The January 2025 fire killed 19 people, burned over 14,000 acres, and destroyed more than 9,400 structures. By Mejia's own estimate, it wiped out 70% of Bevel's customer base through displacement. Yet when the pop-up reopened in the fire's immediate aftermath, the remaining community showed up anyway. "We gave out drip coffee to whoever wanted to come and hang out while the ash was still in the air and the skies were black," Mejia said. "People showed up en masse to support, and we had one of the busiest first days ever."

That resilience traced back to a calculated bet Mejia had made years earlier. Previously the owner of a small group fitness gym, he turned a home coffee obsession into a roasting business in 2022, then in September 2023 planted a semi-permanent kiosk on the patio at Prime Pizza, just down the street from what would become the permanent shop. "We decided to look into doing a pop-up that we can do consistently so that we could create community and build the relationships with the neighborhood," Mejia said. The Eaton Fire interrupted that momentum, but the community bonds he had spent 18 months building proved durable enough to carry Bevel through a two-month closure.

Getting from pop-up to permanent address was its own ordeal. Mejia signed the lease in July, but building permits weren't issued until November and a final safety inspection wasn't completed until approximately February 20. Funding came from a combination of fire relief grants and small business loans, including grants from the Department of Economic Opportunity, the Local Initiatives Support Corporation, and Restaurants Care.

AI-generated illustration
AI-generated illustration

The finished space at 1864 Allen Ave features communal seating and a hand-painted mural that wraps around the ordering counter. The menu runs Ethiopian and Central American blends that Mejia roasts himself, alongside matcha lattes, loose-leaf teas, and pastries from Bakers Kneaded, with plans to add Culver City's Mustard's Bagels as the menu expands. Reach the shop at (626) 217-2828 or bevelcoffee.com.

For residents who had watched their neighborhood hollow out, the opening carried weight beyond the coffee. "After the fires, the Bevel pop-up was one of the first businesses to be back open and give a sense of normalcy. So they developed a huge sense of community belonging," said Altadena resident Taylor James. Nancy Stiles, another Altadena resident, called the moment "very full circle and very special." "It's a weekend touch point for us, and it's been really grounding for this community who's been through a lot," Stiles said.

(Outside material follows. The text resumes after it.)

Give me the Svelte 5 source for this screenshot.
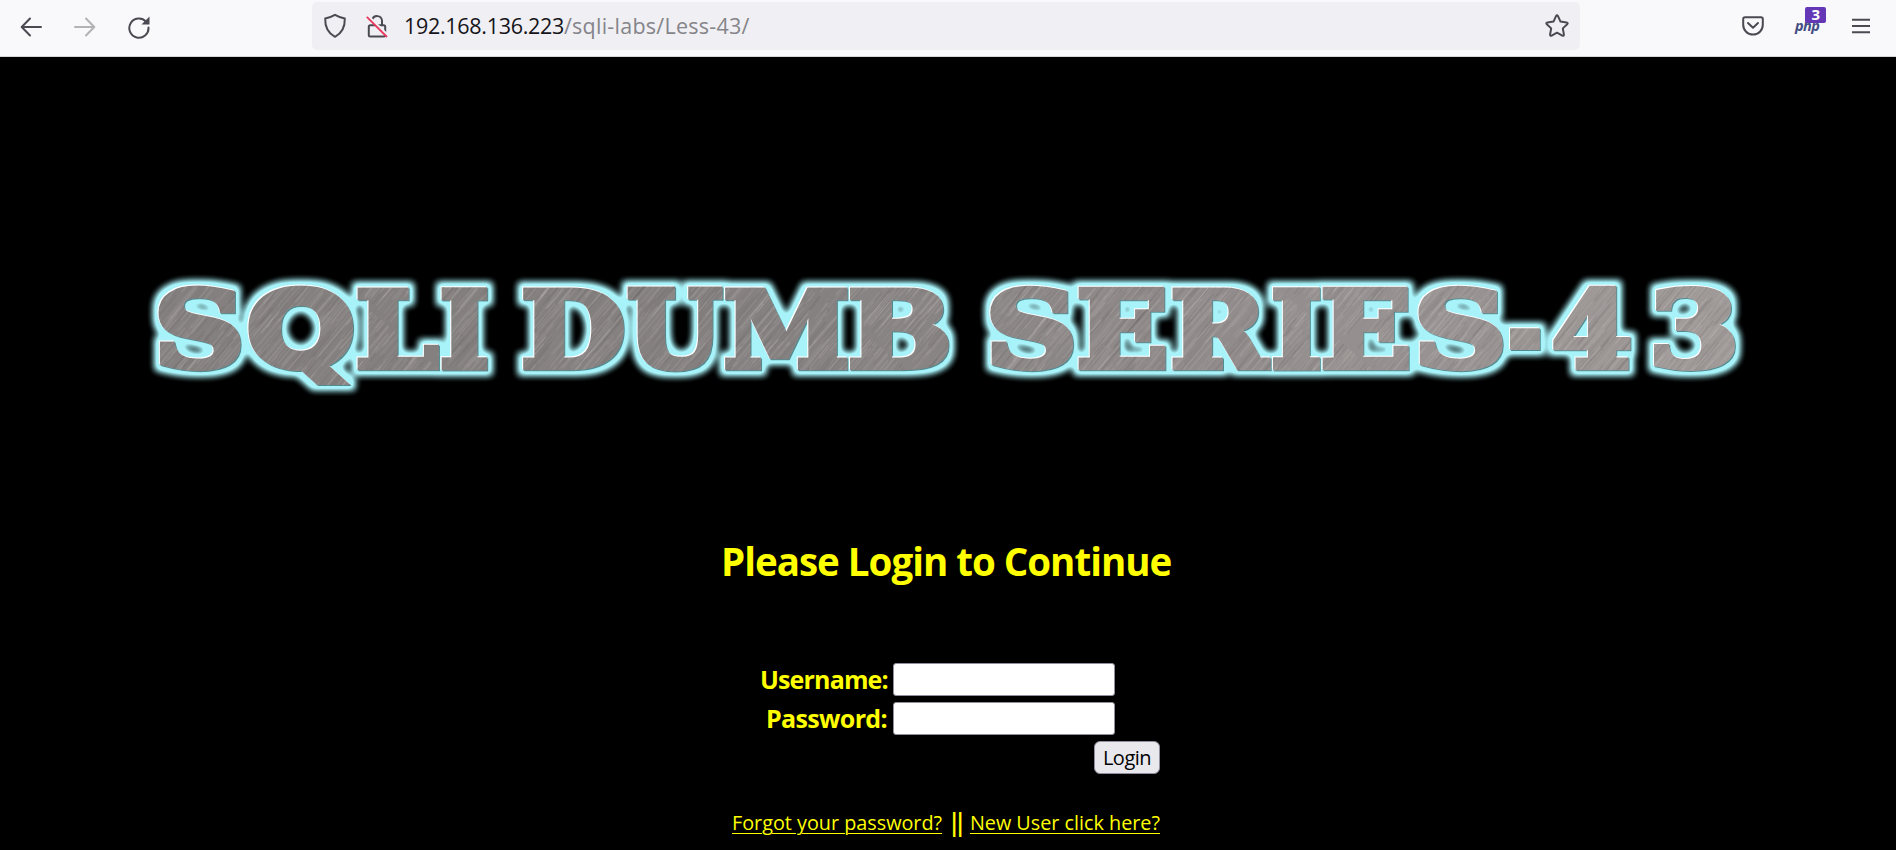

Mejia is already looking ahead. He has his eye on a near-term upgrade to a 15-kilo roaster to support wholesale growth. On the retail side, he's deliberately measured. "I think that eventually I will look at doing cafe number two or three, but for now getting the current cafe running smoothly and getting our team feeling good comes first," he said. "Then we can get back to roots to keep connecting with producers and sourcing coffees we love.